Mawzy's cornbread salad is a salad in the sense of "a mix": no greens, just cornbread, fresh corn, bacon, and some pale green peppers. Dried chili chicken is served with sweet onion and jalapeño rings, and the "dried" refers to the chilis, not the bird, which achieves that elusive balance between moist meat and just the right amount of crisp crust. Many a Southern cook could take lessons on keeping the flavor in the fowl.
Those are from the 17- or 18-item downstairs menu. You're encouraged to share, and we found that three dishes were fine for two people.
Upstairs in the breeze, it's a bar menu with aspirations. The fried chicken sandwich sports brown butter. The grilled cheese sandwich oozes ricotta and mozzarella on sourdough. My sweet and shredded lump crab was mixed with a coleslaw that included red onion. A huge order of fries for $4 comes with Southern comeback sauce, a ketchup-mayo-mustard concoction that I would avoid. A collard melt is served on sourdough from Ochre Bakery on Grand River Avenue.

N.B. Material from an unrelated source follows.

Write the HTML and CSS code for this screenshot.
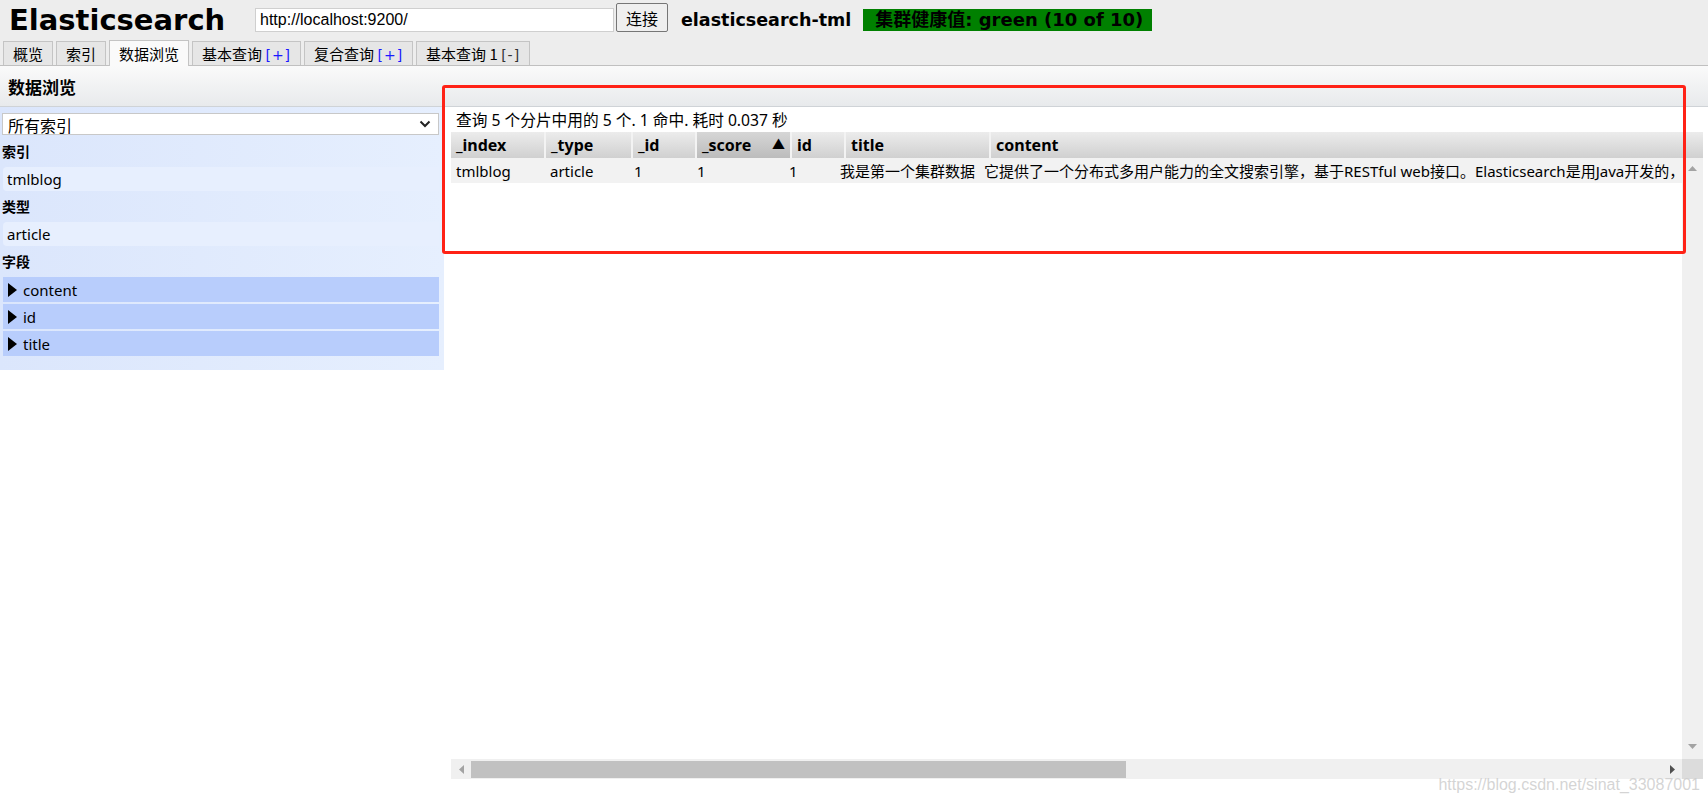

Lots of places have got fancy seltzers, silly beers, and canned wines these days, but I still enjoyed Collect's offerings, such as a half bottle of crisp and slightly bubbly Pinot Grigio from Plus Six4 in New Zealand, a Whippersnapper 6.9% hard cider with all promised notes of cinnamon, ginger, and pear decidedly present, and a Be the Ball Sour IPA with milk sugars, vanilla, and tangerine (true beer aficionados, avert your eyes). House cocktails are served for $22 in sealed brown flasks, sized for two: say gin with house tonic, with tamarind and coriander, or bourbon with lemon and Chartreuse.
In addition to the above-mentioned "the owners act like they care" details, Bunny Bunny has a lovely atmosphere that feels like a special occasion that you don't need to get dressed up for. The color scheme is pink-green without being preppy and the flatware is gold-colored without looking like Louis XIV. Full on a recent early Friday, the place was full of fresh flowers and live plants, as a taxidermy bear cub presided.